I.
- He is not a warrior anymore; he is turning towards peace → he’s matured, much like circumcision and boyhood turning to manhood.
- He almost reached home but decided not to return until he had found his people — his family — by his side.
- The new regime had outlawed gatherings, unions, and opposition parties.
- The people — spectators — now drove their own cars but did not really own them. He decides to find his people in the factory.
- He sees children (his children) paying to go through rubbish, and goes after them.
- He talks to a boy and goes to take the children home; they stone him in front of the workers and spectators.
- A worker, Ngaruro, and the boy, Muriuki, take Matigari to a restaurant as he tells them about his fight against the settler whose house he had built — a fight that lasted many years.
- They have dinner but Matigari eats only water. Women are the cornerstone of family but work at the bar.
- A prostitute, Guthera, tries to take Matigari; he refuses, then saves her from the police who harass her for not submitting to one of them.
- Guthera tells him how she was asked to trade her virginity for her father’s life by a policeman. She tells him to go to the plantations.
- The plantations are empty, foreign-owned. They decide to go home to sleep.
- The real thieves pun!! → Matigari meets John Boy and Settler Williams’ sons, who are exactly alike. They whip him. The white man is “superior” through individualism. Matigari offers to share the house with John Boy’s Europe-educated son, but he sends the police, who carry him away.
- The prisoners share Matigari’s food in prison, complaining about being detained for nonsense reasons. Only one day after (1). Matigari is called the seeker of truth and justice.
“The forest in the heart is never cleared of all the wood. One carefully selects what to cut and what to leave.”
II.
- The kids gather around the radio — news about repression (Marx banned, students arrested demonstrating against apartheid).
- Dull day.
- People see Matigari but don’t remark him; they keep wondering about rumours as he asks about truth and justice.
- Same thing — factory, song of war.
- Same thing — restaurant (factory).
- Same thing — Guthera.
- Same thing — farmlands.
- Same thing — religious think it’s the second coming (courts).
- News bulletin.
- The truth seeker doesn’t lose hope.
- “What was to be righted first? The condition which led people to sin, or the souls of the people who sinned?”
- An old woman collecting trash says truth and justice are in people’s actions — to look for those who study or teach, because books are today’s stars.

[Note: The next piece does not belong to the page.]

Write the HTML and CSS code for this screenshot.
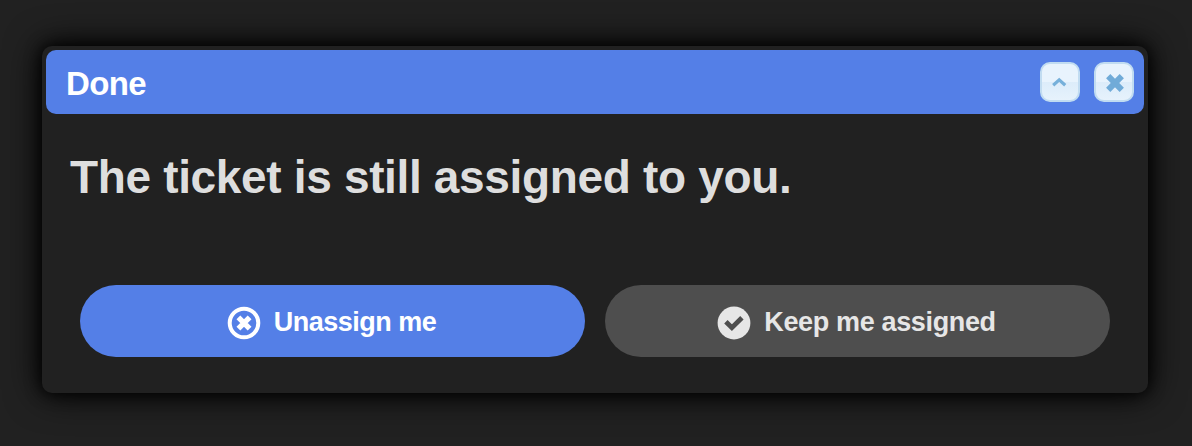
FILE: index.html
```html
<!DOCTYPE html>
<html lang="en">
<head>
<meta charset="utf-8">
<title>Done</title>
<link rel="stylesheet" href="styles.css">
</head>
<body>
<section class="dialog" role="dialog">
  <header class="titlebar">
    <h1 class="title">Done</h1>
    <div class="controls">
      <button class="control" aria-label="Collapse">
        <svg width="40" height="40" viewBox="0 0 40 40"><path d="M13.2 23.2 L19.2 17.8 L25.2 23.2" fill="none" stroke="#76b0da" stroke-width="3.2"/></svg>
      </button>
      <button class="control" aria-label="Close">
        <svg width="40" height="40" viewBox="0 0 40 40"><path d="M14.2 14.2 L27.8 27.8 M27.8 14.2 L14.2 27.8" fill="none" stroke="#70abd8" stroke-width="6"/></svg>
      </button>
    </div>
  </header>
  <div class="content">
    <h2 class="message">The ticket is still assigned to you.</h2>
    <div class="actions">
      <button class="action primary">
        <svg class="icon" width="34" height="34" viewBox="0 0 34 34"><circle cx="17" cy="17" r="14.3" fill="none" stroke="#fff" stroke-width="4"/><path d="M11.4 11.4 L22.6 22.6 M22.6 11.4 L11.4 22.6" fill="none" stroke="#fff" stroke-width="5.4"/></svg>
        <span class="label unassign">Unassign me</span>
      </button>
      <button class="action secondary">
        <svg class="icon" width="34" height="34" viewBox="0 0 34 34"><circle cx="17" cy="17" r="16.4" fill="#e6e6e6"/><path d="M8.9 15.7 L14.9 21.7 L24.9 11.7" fill="none" stroke="#4e4e4e" stroke-width="4.8"/></svg>
        <span class="label keep">Keep me assigned</span>
      </button>
    </div>
  </div>
</section>
</body>
</html>
```
FILE: styles.css
```css
* { box-sizing: border-box; }
body {
  margin: 0;
  height: 446px;
  padding: 46px 44px 53px 42px;
  background: #212121;
  font-family: "Liberation Sans", Arial, sans-serif;
  overflow: hidden;
}
.dialog {
  height: 347px;
  padding: 4px;
  border-radius: 10px;
  background: #212121;
  box-shadow: 0 0 36px #000, 0 0 16px #000;
}
.titlebar {
  display: flex;
  align-items: center;
  justify-content: space-between;
  height: 64px;
  padding: 0 10px 0 20px;
  border-radius: 10px;
  background: #547fe7;
}
.title {
  margin: 4px 0 0;
  color: #fff;
  font-size: 33px;
  line-height: 40px;
  letter-spacing: -0.6px;
}
.controls { display: flex; gap: 14px; }
.control {
  width: 40px;
  height: 40px;
  padding: 0;
  border: 2px solid #c1dcf1;
  border-radius: 10px;
  background: linear-gradient(#e8f3fd 0 50%, #dcecfa 50%, #e6f2fc);
}
.control svg { display: block; margin: -2px; }
.content { padding: 35px 34px 0; }
.message {
  margin: 0 0 0 -10px;
  height: 56px;
  color: #dedede;
  font-size: 46px;
  line-height: 56px;
  letter-spacing: -0.34px;
  white-space: nowrap;
}
.actions {
  display: grid;
  grid-template-columns: 505px 505px;
  gap: 20px;
  margin-top: 80px;
}
.action {
  display: flex;
  align-items: center;
  justify-content: center;
  gap: 13px;
  height: 72px;
  padding: 0 2px 0 0;
  border: 0;
  border-radius: 36px;
  font: bold 27px/32px "Liberation Sans", Arial, sans-serif;
}
.icon { margin-top: 3px; }
.label { margin-top: 2px; }
.unassign { letter-spacing: -0.5px; }
.keep { letter-spacing: -0.35px; }
.primary { background: #547fe7; color: #fff; }
.secondary { background: #4e4e4e; color: #e6e6e6; }
```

- Rain or sun are better than lukewarm.
- A student from I.13 is terrified by crackdowns, police beatings, arrests. He wants a bank job or U.S. scholarship → two types of students: those who love the truth and those who sell it.
- The teacher is terrified and wants to move countries (those who accept vs those who want to change).
- The priest skirts questions — Jesus has the truth of the afterlife; “Render unto Caesar…” Guthera sleeps with policemen and gives keys to the boy for escape.
- A parrot for the Party — KKK... Minister of Truth and Justice presents to the people as prisoners and Ngaruro are rounded up. They speak up; Matigari compares the people to hares who listen but do not speak, or “go into the leopard’s house,” from which none return. “Victory belongs to the people.” Everyone sings; Matigari and Ngaruro are sent to the mental ward.
- Matigari and Ngaruro talk about revolution in prison.
- Who was Matigari? Return after forty days?
III.
- Matigari gives up the belt of peace (one day later).
- They escape from the mental ward.
- Radio: western countries fund the country’s military and police.
- Hypocrite priest hears of the escape.
- Looking for the woman and the boy.
Radio announcements:
- Send any madman-looking people to the police station (unkempt, wearing rags).
- Long beards... like Jesus! or Marx.
- Shoot madmen on sight.
- Report no bus fare (madmen).
- Don’t arrest white men; they don’t go mad — you racists.
- Ngaruro is shot down.
- It’s revealed one of them is Matigari.
- Matigari, Guthera, and Muriuki decide to take up arms: truth and justice are won by true words armed by force.
- They speak of how humans, unlike animals, plan ahead and only starve if it is some human’s intention. They decide to steal a lover’s Mercedes to reach the tree with the guns.
- They drive through businesses and crowded homes, reaching people’s houses — one lover is the minister’s Christian wife. Rumours spreading.
- Children’s village — everyone but Matigari goes back to the house. God is the people.
- The whole nation waits.
- Matigari meets an informant at a petrol station.
- The police chase them into the house; the car explodes inside, the house catches fire, arson and liberation songs.
- Matigari escapes through the window; he, Guthera, and Muriuki head for the tree but the police and dogs come — big rain. Guthera and Matigari disappear down the river.
- Muriuki reaches the tree and arms himself. Victory shall be ours.